## The request
Using the listing below, report all lines holding the word "styles".
┄┄┄┄┄┄┄┄┄┄
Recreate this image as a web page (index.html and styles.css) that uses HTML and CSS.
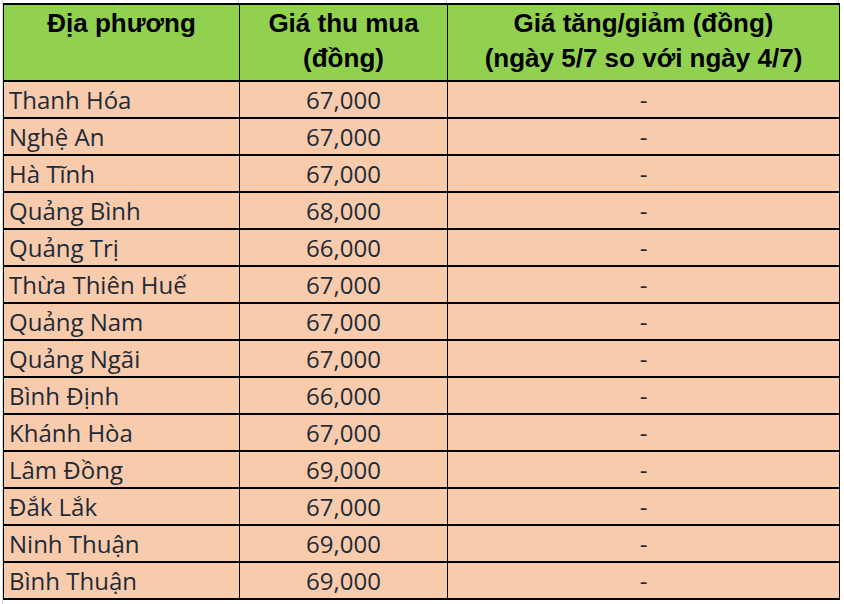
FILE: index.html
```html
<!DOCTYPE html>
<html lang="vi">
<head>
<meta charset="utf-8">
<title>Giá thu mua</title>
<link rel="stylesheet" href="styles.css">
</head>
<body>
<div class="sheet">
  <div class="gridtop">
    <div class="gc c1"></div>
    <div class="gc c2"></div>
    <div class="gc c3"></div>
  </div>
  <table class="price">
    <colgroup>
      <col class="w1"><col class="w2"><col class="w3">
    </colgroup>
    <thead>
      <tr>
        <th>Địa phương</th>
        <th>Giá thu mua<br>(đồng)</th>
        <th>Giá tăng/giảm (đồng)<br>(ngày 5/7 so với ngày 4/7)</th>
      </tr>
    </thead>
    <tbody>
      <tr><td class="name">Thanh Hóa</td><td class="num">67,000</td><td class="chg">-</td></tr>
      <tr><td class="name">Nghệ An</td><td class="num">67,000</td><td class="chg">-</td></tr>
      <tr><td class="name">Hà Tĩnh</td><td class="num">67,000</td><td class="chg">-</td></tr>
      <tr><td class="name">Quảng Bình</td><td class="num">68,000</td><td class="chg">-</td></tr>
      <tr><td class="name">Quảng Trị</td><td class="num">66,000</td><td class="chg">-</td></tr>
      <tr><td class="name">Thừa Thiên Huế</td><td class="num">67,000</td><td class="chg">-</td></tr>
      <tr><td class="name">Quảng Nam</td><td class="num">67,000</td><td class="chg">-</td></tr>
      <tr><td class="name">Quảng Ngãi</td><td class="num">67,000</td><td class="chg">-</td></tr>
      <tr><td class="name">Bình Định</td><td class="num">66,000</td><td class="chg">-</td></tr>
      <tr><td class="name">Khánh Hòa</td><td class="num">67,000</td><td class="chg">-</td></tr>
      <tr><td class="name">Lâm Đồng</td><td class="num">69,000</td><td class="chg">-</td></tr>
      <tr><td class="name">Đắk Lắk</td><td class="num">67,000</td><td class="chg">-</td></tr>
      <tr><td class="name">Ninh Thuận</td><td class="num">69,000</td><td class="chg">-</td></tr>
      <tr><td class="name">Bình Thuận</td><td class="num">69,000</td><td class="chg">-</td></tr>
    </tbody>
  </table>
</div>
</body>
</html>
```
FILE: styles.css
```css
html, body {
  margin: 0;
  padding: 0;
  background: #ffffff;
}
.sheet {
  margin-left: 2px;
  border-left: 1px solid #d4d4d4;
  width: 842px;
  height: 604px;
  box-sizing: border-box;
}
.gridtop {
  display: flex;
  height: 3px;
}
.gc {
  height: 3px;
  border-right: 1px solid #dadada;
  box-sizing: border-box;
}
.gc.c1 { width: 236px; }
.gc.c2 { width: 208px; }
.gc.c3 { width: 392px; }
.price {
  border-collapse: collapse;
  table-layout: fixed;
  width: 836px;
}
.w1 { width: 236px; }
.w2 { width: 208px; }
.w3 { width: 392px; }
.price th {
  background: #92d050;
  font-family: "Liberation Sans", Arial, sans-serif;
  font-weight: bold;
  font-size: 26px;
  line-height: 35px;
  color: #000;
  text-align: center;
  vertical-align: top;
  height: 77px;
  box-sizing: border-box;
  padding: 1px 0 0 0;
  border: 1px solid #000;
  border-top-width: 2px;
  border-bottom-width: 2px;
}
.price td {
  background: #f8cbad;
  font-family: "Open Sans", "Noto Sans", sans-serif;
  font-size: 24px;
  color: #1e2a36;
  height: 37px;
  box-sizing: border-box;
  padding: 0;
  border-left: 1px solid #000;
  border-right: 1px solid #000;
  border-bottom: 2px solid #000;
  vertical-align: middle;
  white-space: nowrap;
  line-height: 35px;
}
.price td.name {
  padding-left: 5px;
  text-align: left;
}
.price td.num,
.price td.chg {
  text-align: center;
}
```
┄┄┄┄┄┄┄┄┄┄
## Written solution
Recreate this image as a web page (index.html and styles.css) that uses HTML and CSS.
<link rel="stylesheet" href="styles.css">
FILE: styles.css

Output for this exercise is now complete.